Jacques Glénat, P-DG de Glénat : "La transmission, ça ne se décide pas, ça s’impose naturellement"

Jacques Glénat et sa fille Charlotte, responsable des achats.- Photo OLIVIER DION

Livres Hebdo - Avez-vous toujours été dans une optique de transmission familiale ?

Jacques Glénat - Je ne me suis pas réveillé un matin avec un plan pour attirer mes enfants dans la maison. Ce type de transmission, ça ne se décide pas, ça s’impose naturellement. Il ne faut pas pousser les enfants à se croire obligés de le faire pour satisfaire leurs parents et il faut qu’ils aient une formation solide pour être crédibles dans l’entreprise. Ce sont les deux conditions essentielles et j’ai la chance qu’elles soient réunies pour mes filles. C’est un bonheur de les avoir dans l’entreprise.

Qu’est-ce que cela représente pour vous ?

Quand on crée une entreprise, quel que soit le domaine mais peut être plus encore dans l’édition où il y a un côté affectif très fort, on n’a pas envie qu’elle disparaisse. Une partie de notre ADN repose sur notre indépendance. C’est une satisfaction et un soulagement pour moi que la maison puisse perdurer de manière familiale dans l’avenir, puisque la plupart des entreprises reprises par un groupe y perdent un peu leur âme. Pour l’instant, mes filles sont encore jeunes mais je leurs transmets petit à petit le savoir-faire et l’esprit de la maison.

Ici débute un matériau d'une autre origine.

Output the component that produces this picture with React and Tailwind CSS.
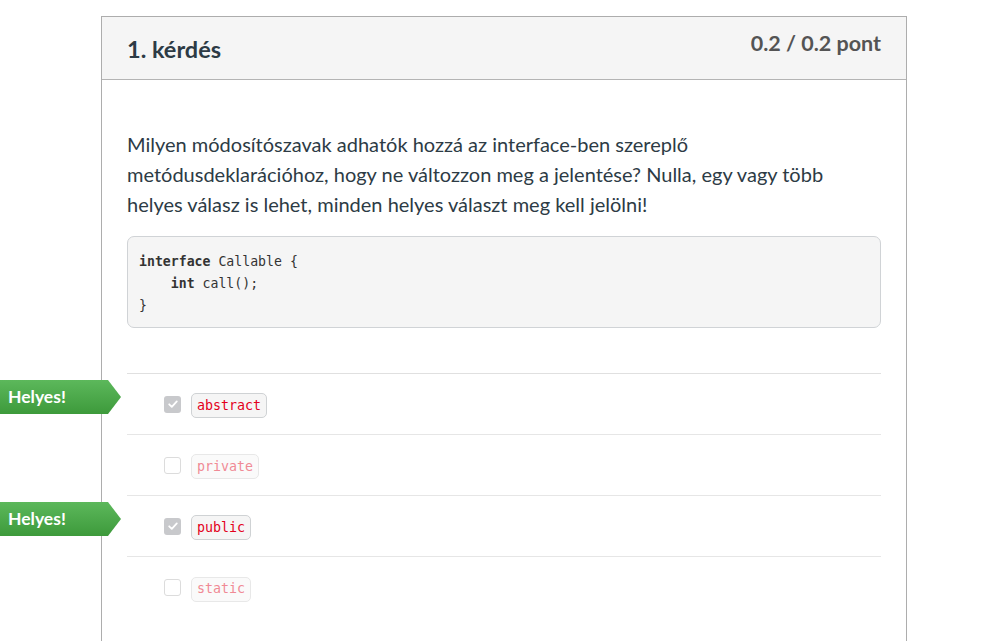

Pourquoi ce sujet semble si sensible ?

Les questions de transmission sont à l’ordre du jour dans toutes les maisons familiales qui doivent traverser le temps. Chacun les règle comme il peut. Le sujet est peut-être délicat parce qu’il y a une certaine gêne à l’idée d’imposer ses enfants dans l’entreprise et de bloquer potentiellement les carrières d’autres personnes. C’est bien pourquoi je suis heureux que mes filles ne soient pas arrivées en "tombant du camion" mais avec leurs propres expériences et compétences : leur intégration se passe bien.

L'Aube : de mère en fille

 

L’arrivée de Manon Viard au secrétariat général des éditions de l’Aube n’a jamais été une évidence pour elle ni pour sa mère, Marion Hennebert.

 

Marion Hennebert.- Photo N. VAN BRANDE/L’AUBE

"Je suis arrivée à L’Aube dans le cadre d’un stage que j’effectuais pour mon mémoire d’anthropologie d’entreprise ; cela fait cinq ans, je ne suis finalement jamais repartie", raconte Manon Viard. Rejoindre l’entreprise familiale créée par ses parents, Jean Viard et Marion Hennebert, n’a pourtant pas toujours été une évidence pour la jeune femme. Conçue en même temps que la maison d’édition, elle a grandi avec elle et a vu de l’intérieur le métier d’éditeur au quotidien : beaucoup de bonheur et de passion, mais aussi un travail acharné, l’incertitude et le souci constant de maintenir l’entreprise à flot. "Lorsqu’ils étaient jeunes, nos six enfants étaient dans une forme d’opposition à la maison d’édition, qui était extrêmement chronophage, se souvient Marion Hennebert. Tout particulièrement Manon qui était pourtant très littéraire : à 13 ans, elle écrivait déjà des romans." Il aura fallu quelques années à la jeune femme pour accepter "un désir qui n’était ni assumé, ni conscient". Et maintenant ? "Je me projette de plus en plus dans un avenir à L’Aube et me construis ma propre voie", assure Manon Viard. Secrétaire générale de la maison, elle a trouvé dans la direction de la collection de polars un terrain neutre qu’aucun de ses parents n’avait particulièrement investi. Cela lui permet de s’épanouir et de construire sa légitimité. "J’ai souffert du complexe du "je suis là uniquement parce que je suis la fille de", et je sais pertinemment que je n’aurais pas pu avoir ce poste dans une autre structure que celle de mes parents, mais j’ai fini par gagner ma place." Elle l’a conquise notamment en travaillant "comme une folle" pour faire ses preuves auprès des auteurs, des traducteurs et des salariés.

Jean Viard et Marion Hennebert n’étaient pas sûrs qu’un de leurs enfants souhaiterait reprendre le flambeau familial. "Cela nous angoissait à long terme, surtout vis-à-vis de nos auteurs auprès desquels nous avons des responsabilités", ajoute Marion Hennebert. Même si, précise Manon, "rien n’est complètement gravé dans le marbre", sa mère se dit "fière et soulagée de l’avoir à L’Aube, d’autant qu’elle est particulièrement douée dans ce qu’elle fait". La jeune femme estime elle-même que sa présence dans l’entreprise "sécurise les collaborateurs puisqu’ils y voient le signe que la maison a un avenir". Un avenir qui s’annonce plutôt bien puisque l’entreprise est saine et en croissance. "Peut-être justement grâce à Manon", avance sa mère.